The last session today at Usenix'04 is my favorite: The network-application interface. There are 3 papers in this session.

  • Network Subsystems Reloaded: A High-Performance, Defensible Network Subsystem , Anshumal Sinha, Sandeep Sarat, and Jonathan S. Shapiro, Johns Hopkins University. The premise behind the work  is that most of the networking subsystem in an operating system is shared among all the processes it is very difficult to insulate the effects of for example a denial of service attack to just the process that experiencing it. They give a user-level implementation in the EROS operating system. Given that I have built a few of these in the past, I am realizing that it may be time for a sort of retrospective on what the real hard problems are in this space. Scalability is one: how to run hundreds of processes on your server, each with a user level protocol stack, and each high request for very fine granularity timers. From my experiences this turns out to be way harder that the initial implementation.
  • accept()able Strategies for Improving Web Server Performance ,Tim Brecht, David Pariag, and Louay Gammo, University of Waterloo, This work looks at how different web servers are built on Linux and how they use the accept system call with the event or thread strategies. They take 3 different "high-performance" accept strategies and apply them to three Linux Web Servers and investigate their performance. I don't care about the numbers that much, as there are other web servers that already do better. But I like the insights that you gain from the interaction between accept and thread/event strategy. After this paper and the presentation I still think that asynchronous IO interfaces in Linux are just plain broken.
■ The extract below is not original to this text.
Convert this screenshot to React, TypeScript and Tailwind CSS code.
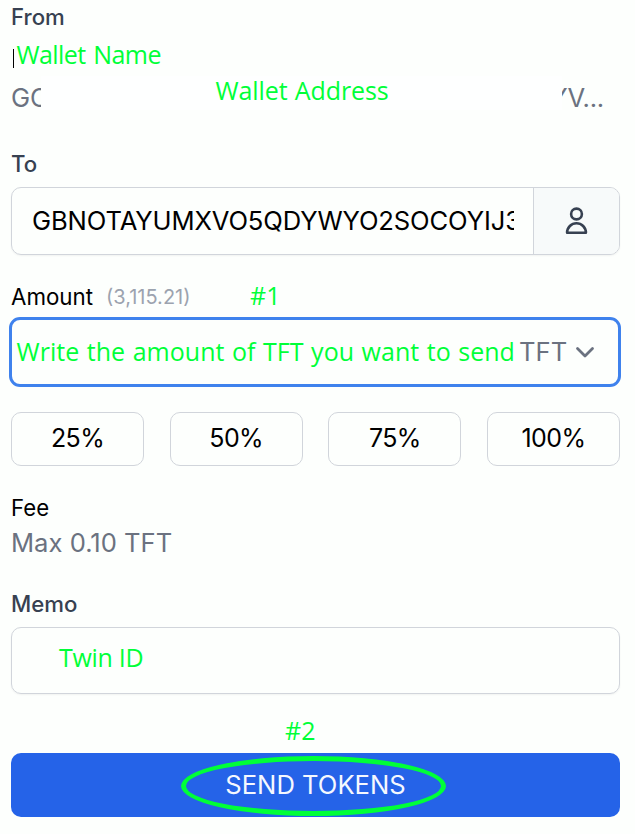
import type { ReactNode } from "react";

function Note({ children, className = "" }: { children: ReactNode; className?: string }) {
  return (
    <span
      className={`block whitespace-nowrap font-['Open_Sans',sans-serif] text-[25px] leading-[36px] text-[#00ff38] ${className}`}
    >
      {children}
    </span>
  );
}

function Label({ children }: { children: ReactNode }) {
  return <div className="text-[22.2px] leading-[34px] font-medium text-[#374151]">{children}</div>;
}

function PersonIcon() {
  return (
    <svg width="24" height="30" viewBox="0 0 24 30" fill="none" stroke="#374151" strokeWidth="2.6" strokeLinejoin="round">
      <circle cx="11.5" cy="8" r="5.4" />
      <path d="M2.1 26.8a9.4 9.6 0 0 1 18.8 0Z" />
    </svg>
  );
}

const shares = ["25%", "50%", "75%", "100%"];

export default function App() {
  return (
    <main className="h-[834px] w-[635px] overflow-hidden bg-[#fdfffd] pr-[15px] pl-[11px] font-['Inter',sans-serif] text-[25.6px] text-black">
      <Label>From</Label>
      <div className="flex h-[42px] items-start">
        <span className="mt-[15px] ml-[2px] h-[19px] w-px bg-black" />
        <Note className="mt-[2px] ml-[2.5px] tracking-[-0.6px] [word-spacing:2px]">Wallet Name</Note>
      </div>
      <div className="flex h-[71px] items-start text-[#6b7280]">
        <span className="mt-[4px] w-[30px] overflow-hidden leading-[36px] whitespace-nowrap">GC</span>
        <div className="flex h-[34px] w-[521px] bg-[#feffff] pl-[174.5px]">
          <Note className="-mt-[4px] tracking-[-0.1px] [word-spacing:1px]">Wallet Address</Note>
        </div>
        <span className="mt-[4px] flex w-[42px] justify-end overflow-hidden leading-[36px] tracking-[-0.2px] whitespace-nowrap">
          YV...
        </span>
      </div>
      <Label>To</Label>
      <div className="mt-[6px] flex h-[68px] overflow-hidden rounded-[10px] border-[1.5px] border-[#d1d5db] shadow-xs">
        <div className="flex flex-1 items-center overflow-hidden pl-[20px]">
          <span className="w-[482px] overflow-hidden tracking-[-0.13px] whitespace-nowrap">
            GBNOTAYUMXVO5QDYWYO2SOCOYIJ3
          </span>
        </div>
        <div className="flex w-[86px] items-center justify-center border-l border-[#d1d5db] bg-[#f7fafa]">
          <PersonIcon />
        </div>
      </div>
      <div className="mt-[24px] flex h-[36px] items-center">
        <span className="w-[95px] text-[22.3px]">Amount</span>
        <span className="w-[144px] text-[20px] text-[#9ca3af]">(3,115.21)</span>
        <Note className="-mt-[4px]">#1</Note>
      </div>
      <div className="mt-[2px] -mr-[1px] -ml-[2px] flex h-[70px] items-center rounded-[11px] border-3 border-[#3f82ed] pl-[4.5px]">
        <Note className="-mt-[3px] w-[502.5px] tracking-[0.05px] [word-spacing:0.9px]">
          Write the amount of TFT you want to send
        </Note>
        <span className="w-[56px] text-[#6b7280]">TFT</span>
        <svg width="20" height="14" viewBox="0 0 20 14" fill="none" stroke="#6b7280" strokeWidth="2.8" strokeLinecap="round" strokeLinejoin="round">
          <path d="m2.5 3.5 7.5 7.5L17.5 3.5" />
        </svg>
      </div>
      <div className="mt-[25px] grid h-[54px] grid-cols-4 gap-[25.6px]">
        {shares.map((share) => (
          <button key={share} className="rounded-[10px] border border-[#d1d5db] text-[25px] tracking-[-0.6px]">
            {share}
          </button>
        ))}
      </div>
      <div className="mt-[25px] text-[22.2px] leading-[34px]">Fee</div>
      <div className="leading-[36px] text-[#6b7280]">Max 0.10 TFT</div>
      <div className="mt-[26px]">
        <Label>Memo</Label>
      </div>
      <div className="mt-[6px] flex h-[67px] items-start rounded-[10px] border-[1.5px] border-[#d1d5db] pt-[11px] pl-[47px] shadow-xs">
        <Note className="tracking-[-0.3px]">Twin ID</Note>
      </div>
      <div className="flex h-[59px] items-start pt-[18px] pl-[274px]">
        <Note>#2</Note>
      </div>
      <button className="relative flex h-[64px] w-full items-center justify-center rounded-[10px] bg-[#2563e8] text-[#f5f8ff]">
        SEND TOKENS
        <span className="absolute top-[3px] left-[170px] h-[60px] w-[265px] rounded-[50%] border-[5px] border-[#00ff38]" />
      </button>
    </main>
  );
}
  • Lazy Asynchronous I/O for Event-Driven Servers, Khaled Elmeleegy, Anupam Chanda, and Alan L. Cox, Rice University; Willy Zwaenepoel, EPFL, Lausanne,  This paper gives a solution for a-synchronous IO processing for single treaded applications under some unixes (FreeBSD in their case). The lazy part of their IO operations is related to the strategy where you do not use an asynchronous operation if the operation will not block. They appear to get reasonable performance when compared to posix aio or the amped approach used in the Flash web server (which was their test app).  Their code can be downloaded. I think the system has some elegant parts, but I am not at all sold on this pure single threaded approach. To find the right balance between programming complexity and exploiting all available system resources you need both threads and events.

This was interesting session, with lots of food for discussion.